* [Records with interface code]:

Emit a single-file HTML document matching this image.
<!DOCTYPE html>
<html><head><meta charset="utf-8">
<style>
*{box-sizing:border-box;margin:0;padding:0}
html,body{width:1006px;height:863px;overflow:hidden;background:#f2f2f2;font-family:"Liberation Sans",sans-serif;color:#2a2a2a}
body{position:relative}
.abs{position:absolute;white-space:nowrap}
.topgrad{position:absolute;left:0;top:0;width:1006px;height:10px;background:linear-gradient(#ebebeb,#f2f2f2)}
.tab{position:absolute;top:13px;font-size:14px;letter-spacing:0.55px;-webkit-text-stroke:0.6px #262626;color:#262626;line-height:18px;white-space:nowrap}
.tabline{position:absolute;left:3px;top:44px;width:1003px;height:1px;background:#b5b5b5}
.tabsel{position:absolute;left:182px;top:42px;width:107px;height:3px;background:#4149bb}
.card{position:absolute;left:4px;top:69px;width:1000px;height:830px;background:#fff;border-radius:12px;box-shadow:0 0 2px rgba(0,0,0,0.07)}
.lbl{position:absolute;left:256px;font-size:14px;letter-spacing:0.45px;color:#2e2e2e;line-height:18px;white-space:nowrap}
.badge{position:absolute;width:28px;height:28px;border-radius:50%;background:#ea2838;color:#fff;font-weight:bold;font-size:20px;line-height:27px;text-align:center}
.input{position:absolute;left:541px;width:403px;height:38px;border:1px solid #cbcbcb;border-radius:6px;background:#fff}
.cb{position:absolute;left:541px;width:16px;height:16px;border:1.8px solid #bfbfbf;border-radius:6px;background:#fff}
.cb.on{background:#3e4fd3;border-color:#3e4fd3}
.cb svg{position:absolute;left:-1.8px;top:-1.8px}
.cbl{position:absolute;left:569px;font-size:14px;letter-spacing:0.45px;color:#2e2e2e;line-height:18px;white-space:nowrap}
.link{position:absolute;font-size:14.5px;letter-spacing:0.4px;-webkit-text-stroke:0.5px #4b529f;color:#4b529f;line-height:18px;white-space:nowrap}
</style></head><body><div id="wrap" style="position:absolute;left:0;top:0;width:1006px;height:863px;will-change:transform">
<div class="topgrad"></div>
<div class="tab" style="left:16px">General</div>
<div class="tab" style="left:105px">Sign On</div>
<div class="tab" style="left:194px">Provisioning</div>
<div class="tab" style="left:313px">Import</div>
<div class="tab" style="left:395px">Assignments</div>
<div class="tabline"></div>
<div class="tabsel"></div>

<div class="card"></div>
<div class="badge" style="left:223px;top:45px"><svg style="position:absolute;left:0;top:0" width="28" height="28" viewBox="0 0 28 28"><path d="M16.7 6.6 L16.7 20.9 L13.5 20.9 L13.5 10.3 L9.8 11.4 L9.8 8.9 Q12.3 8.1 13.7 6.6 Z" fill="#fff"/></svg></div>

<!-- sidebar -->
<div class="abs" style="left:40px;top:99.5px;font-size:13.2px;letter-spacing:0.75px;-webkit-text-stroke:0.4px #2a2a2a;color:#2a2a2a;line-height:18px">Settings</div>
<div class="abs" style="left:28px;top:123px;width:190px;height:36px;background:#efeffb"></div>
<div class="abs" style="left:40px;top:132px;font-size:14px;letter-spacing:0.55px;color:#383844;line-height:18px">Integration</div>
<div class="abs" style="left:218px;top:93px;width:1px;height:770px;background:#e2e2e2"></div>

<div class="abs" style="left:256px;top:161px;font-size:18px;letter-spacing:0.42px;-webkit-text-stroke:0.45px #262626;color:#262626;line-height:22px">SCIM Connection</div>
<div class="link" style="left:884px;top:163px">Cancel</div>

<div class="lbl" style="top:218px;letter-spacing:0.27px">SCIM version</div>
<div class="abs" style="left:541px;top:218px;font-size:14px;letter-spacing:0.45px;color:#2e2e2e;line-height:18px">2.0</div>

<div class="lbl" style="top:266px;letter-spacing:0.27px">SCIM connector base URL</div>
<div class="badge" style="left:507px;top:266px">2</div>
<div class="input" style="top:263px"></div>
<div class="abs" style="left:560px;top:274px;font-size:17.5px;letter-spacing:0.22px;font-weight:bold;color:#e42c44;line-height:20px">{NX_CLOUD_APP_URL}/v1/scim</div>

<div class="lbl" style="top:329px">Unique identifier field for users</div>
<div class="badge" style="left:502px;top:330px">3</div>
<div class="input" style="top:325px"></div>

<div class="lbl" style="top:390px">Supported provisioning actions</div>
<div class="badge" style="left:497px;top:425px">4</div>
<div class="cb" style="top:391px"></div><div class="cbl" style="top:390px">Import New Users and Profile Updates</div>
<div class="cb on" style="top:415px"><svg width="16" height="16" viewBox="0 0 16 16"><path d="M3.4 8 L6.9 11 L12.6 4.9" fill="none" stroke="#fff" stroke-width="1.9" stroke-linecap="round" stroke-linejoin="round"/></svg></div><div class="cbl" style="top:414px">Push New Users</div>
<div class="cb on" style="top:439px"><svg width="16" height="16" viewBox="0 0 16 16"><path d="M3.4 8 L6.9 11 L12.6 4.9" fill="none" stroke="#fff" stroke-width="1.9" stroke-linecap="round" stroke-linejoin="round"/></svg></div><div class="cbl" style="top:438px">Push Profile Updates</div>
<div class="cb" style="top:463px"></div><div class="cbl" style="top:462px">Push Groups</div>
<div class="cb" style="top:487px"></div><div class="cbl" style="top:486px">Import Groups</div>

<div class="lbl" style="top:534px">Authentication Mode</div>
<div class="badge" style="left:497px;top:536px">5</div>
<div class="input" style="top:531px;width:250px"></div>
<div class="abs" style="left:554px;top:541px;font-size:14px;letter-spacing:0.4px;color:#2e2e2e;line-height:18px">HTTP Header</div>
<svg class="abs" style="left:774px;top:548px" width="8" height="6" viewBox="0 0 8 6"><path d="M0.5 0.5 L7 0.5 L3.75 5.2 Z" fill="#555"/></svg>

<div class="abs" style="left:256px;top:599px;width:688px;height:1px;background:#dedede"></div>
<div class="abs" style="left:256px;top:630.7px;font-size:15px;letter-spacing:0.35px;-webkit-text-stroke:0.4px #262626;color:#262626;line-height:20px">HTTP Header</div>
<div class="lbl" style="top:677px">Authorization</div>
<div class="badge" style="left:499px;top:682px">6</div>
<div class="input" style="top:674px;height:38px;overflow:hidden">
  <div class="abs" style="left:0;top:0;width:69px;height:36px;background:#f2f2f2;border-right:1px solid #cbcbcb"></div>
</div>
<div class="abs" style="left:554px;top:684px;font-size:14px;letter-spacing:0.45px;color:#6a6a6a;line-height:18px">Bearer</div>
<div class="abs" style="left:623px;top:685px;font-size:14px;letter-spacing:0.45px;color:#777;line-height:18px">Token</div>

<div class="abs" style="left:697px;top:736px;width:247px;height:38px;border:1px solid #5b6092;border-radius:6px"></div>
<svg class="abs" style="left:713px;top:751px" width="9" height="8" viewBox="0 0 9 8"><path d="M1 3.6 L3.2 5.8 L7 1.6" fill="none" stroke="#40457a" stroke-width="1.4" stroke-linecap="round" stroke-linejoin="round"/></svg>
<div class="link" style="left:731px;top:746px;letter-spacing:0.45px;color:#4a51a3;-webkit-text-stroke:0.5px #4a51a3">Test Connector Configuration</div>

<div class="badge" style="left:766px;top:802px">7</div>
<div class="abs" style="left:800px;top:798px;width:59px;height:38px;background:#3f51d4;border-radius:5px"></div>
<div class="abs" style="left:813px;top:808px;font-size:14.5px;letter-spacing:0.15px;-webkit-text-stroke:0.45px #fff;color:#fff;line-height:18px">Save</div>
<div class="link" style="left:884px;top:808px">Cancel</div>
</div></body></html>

==

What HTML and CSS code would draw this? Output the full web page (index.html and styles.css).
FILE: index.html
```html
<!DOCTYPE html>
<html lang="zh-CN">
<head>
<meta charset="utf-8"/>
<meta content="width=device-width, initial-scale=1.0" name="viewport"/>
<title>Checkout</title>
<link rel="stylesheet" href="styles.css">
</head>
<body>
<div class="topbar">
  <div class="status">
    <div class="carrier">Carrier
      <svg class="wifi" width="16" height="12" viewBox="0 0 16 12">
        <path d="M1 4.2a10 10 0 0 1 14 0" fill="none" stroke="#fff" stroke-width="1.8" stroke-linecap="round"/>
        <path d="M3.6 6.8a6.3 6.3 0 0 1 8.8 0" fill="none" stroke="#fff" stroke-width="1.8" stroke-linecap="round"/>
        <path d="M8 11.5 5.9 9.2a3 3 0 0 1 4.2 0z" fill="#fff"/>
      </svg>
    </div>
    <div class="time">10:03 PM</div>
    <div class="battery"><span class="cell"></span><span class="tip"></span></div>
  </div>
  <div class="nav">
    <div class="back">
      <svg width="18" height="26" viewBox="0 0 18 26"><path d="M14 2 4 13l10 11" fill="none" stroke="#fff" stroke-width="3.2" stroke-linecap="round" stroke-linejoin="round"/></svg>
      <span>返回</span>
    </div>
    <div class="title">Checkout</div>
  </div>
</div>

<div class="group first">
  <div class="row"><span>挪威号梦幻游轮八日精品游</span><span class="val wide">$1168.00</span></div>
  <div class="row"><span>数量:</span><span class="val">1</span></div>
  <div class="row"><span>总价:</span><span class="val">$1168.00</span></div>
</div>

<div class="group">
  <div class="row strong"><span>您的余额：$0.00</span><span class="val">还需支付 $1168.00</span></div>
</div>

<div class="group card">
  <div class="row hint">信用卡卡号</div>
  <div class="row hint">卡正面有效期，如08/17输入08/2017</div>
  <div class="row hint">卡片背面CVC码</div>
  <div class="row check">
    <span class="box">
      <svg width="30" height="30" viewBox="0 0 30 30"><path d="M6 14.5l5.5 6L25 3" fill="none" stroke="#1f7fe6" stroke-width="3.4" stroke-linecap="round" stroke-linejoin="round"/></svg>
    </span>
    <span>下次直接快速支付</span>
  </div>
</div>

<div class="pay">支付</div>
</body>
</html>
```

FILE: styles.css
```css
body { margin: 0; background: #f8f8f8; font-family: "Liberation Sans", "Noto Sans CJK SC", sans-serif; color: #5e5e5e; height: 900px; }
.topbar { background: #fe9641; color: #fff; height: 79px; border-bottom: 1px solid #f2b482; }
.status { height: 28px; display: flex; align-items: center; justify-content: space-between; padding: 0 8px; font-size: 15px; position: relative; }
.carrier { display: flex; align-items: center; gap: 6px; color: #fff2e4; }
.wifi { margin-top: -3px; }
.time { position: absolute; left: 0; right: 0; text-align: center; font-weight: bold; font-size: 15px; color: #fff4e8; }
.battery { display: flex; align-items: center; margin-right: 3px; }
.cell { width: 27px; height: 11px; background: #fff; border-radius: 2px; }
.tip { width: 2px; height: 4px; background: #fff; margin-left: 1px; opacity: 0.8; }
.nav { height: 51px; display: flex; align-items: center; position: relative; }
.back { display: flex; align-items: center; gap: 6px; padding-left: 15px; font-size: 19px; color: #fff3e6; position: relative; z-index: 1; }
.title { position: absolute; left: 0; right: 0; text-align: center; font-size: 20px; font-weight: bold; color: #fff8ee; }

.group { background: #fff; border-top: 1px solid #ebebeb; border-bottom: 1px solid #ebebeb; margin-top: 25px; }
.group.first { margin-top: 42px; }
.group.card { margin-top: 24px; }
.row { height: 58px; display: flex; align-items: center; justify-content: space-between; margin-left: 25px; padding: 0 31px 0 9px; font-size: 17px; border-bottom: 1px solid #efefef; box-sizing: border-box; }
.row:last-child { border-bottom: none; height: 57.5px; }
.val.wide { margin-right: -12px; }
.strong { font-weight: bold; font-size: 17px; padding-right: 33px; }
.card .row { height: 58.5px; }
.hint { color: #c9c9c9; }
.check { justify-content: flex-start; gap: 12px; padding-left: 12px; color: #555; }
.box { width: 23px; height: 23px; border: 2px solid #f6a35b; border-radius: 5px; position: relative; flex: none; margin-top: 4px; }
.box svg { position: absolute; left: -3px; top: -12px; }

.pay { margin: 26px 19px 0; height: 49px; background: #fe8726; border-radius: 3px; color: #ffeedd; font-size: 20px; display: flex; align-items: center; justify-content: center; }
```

==

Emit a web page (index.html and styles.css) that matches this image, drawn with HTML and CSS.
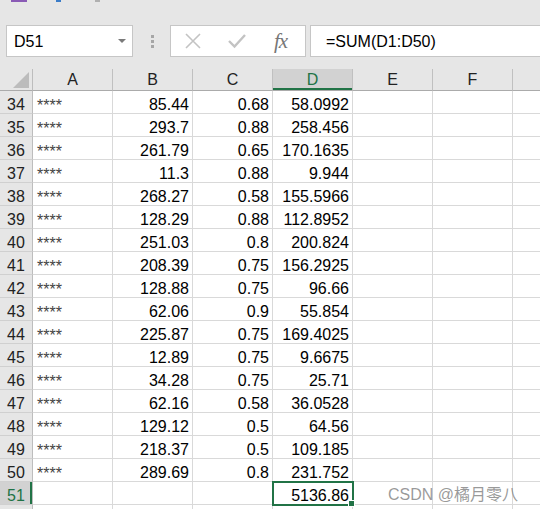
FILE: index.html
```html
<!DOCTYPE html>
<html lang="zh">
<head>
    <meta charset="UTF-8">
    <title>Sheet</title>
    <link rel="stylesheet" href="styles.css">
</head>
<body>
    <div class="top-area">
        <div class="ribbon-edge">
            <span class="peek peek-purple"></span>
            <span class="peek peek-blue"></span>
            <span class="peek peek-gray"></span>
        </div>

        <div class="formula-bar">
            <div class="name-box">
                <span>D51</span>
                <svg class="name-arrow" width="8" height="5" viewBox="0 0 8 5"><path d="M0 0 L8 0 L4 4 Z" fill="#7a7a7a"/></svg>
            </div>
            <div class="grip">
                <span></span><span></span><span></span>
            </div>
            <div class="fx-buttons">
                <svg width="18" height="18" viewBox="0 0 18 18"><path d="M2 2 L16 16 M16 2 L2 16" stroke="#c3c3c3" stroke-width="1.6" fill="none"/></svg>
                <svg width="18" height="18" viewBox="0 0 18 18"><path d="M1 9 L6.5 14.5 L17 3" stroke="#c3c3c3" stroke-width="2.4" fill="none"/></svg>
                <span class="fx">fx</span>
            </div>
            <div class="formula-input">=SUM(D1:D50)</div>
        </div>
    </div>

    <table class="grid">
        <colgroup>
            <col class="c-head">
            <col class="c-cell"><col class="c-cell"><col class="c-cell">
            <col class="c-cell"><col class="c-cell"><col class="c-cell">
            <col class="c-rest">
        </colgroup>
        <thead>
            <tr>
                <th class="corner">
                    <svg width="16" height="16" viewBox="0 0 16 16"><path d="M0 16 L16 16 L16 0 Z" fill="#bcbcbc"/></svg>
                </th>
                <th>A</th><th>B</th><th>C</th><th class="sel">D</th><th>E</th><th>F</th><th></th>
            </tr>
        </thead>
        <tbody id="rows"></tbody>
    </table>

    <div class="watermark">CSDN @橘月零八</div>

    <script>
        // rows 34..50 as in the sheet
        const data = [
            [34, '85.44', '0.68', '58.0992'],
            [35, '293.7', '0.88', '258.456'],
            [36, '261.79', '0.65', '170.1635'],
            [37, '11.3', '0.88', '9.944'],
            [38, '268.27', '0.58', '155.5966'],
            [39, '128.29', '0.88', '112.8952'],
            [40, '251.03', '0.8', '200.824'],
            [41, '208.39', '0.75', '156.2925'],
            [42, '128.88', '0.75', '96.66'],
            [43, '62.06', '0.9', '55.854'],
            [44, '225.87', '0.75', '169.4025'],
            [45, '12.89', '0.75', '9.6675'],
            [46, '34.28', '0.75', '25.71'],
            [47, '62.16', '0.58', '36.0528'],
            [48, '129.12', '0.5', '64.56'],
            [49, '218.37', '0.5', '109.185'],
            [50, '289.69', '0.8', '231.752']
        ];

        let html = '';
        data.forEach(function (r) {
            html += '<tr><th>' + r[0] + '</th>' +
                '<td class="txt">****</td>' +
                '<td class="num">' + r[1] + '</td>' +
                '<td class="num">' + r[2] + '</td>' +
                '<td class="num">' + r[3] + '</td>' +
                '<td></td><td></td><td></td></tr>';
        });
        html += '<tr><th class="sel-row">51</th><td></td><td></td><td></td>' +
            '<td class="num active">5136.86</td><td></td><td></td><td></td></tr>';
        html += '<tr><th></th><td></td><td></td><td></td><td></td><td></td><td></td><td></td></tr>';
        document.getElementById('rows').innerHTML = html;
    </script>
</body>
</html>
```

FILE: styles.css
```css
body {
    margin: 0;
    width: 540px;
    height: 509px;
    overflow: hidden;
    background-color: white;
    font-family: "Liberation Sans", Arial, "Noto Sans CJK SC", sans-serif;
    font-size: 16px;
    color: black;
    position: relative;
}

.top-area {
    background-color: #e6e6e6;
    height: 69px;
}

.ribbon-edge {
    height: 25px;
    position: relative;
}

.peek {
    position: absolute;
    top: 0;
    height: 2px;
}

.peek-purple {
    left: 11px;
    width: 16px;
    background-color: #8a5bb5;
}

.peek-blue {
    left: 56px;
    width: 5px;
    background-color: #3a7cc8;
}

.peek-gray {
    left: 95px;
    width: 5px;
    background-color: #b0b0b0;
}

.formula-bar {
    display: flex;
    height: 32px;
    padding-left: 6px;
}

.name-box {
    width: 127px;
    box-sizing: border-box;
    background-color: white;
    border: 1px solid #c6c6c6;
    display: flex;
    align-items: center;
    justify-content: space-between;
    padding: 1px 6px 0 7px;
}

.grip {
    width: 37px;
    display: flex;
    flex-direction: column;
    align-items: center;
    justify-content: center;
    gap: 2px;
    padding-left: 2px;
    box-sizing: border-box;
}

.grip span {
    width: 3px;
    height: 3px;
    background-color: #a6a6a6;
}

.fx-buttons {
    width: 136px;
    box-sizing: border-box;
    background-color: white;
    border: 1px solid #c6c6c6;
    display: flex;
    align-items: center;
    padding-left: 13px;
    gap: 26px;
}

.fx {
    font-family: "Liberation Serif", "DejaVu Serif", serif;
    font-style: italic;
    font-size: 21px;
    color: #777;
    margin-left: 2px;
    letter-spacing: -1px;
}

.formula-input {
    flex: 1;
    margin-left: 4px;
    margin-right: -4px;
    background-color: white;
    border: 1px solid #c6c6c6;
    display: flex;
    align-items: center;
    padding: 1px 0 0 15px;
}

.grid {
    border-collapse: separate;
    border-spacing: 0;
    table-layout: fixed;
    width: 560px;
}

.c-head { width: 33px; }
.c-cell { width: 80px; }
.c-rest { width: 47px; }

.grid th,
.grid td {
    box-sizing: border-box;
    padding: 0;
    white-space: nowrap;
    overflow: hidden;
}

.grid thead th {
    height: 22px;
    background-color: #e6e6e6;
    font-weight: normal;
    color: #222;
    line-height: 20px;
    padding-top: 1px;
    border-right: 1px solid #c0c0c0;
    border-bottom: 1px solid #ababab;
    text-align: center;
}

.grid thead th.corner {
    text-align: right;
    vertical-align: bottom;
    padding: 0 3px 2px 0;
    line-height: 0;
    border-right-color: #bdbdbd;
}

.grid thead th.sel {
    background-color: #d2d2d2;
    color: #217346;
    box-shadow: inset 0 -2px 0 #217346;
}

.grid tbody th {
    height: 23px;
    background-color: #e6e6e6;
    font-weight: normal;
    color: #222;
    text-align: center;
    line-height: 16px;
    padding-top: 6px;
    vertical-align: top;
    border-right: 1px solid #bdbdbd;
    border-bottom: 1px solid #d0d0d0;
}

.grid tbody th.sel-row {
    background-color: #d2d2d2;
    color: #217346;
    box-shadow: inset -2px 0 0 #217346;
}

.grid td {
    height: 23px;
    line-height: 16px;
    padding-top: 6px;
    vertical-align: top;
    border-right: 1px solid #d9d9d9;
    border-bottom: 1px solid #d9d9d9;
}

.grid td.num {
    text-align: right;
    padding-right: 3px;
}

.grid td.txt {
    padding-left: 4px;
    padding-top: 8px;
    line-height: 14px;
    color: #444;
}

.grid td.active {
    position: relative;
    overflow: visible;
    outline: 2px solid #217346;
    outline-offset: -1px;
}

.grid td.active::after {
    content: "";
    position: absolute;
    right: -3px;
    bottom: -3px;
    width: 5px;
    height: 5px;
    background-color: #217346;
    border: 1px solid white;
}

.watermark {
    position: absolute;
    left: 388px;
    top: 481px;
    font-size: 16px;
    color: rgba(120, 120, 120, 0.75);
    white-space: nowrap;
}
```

* [What to work on]: Write out every line from the entries where "index" appears.

* [Task answer]:
What HTML and CSS code would draw this? Output the full web page (index.html and styles.css).
FILE: index.html
.back { display: flex; align-items: center; gap: 6px; padding-left: 15px; font-size: 19px; color: #fff3e6; position: relative; z-index: 1; }
Emit a web page (index.html and styles.css) that matches this image, drawn with HTML and CSS.
FILE: index.html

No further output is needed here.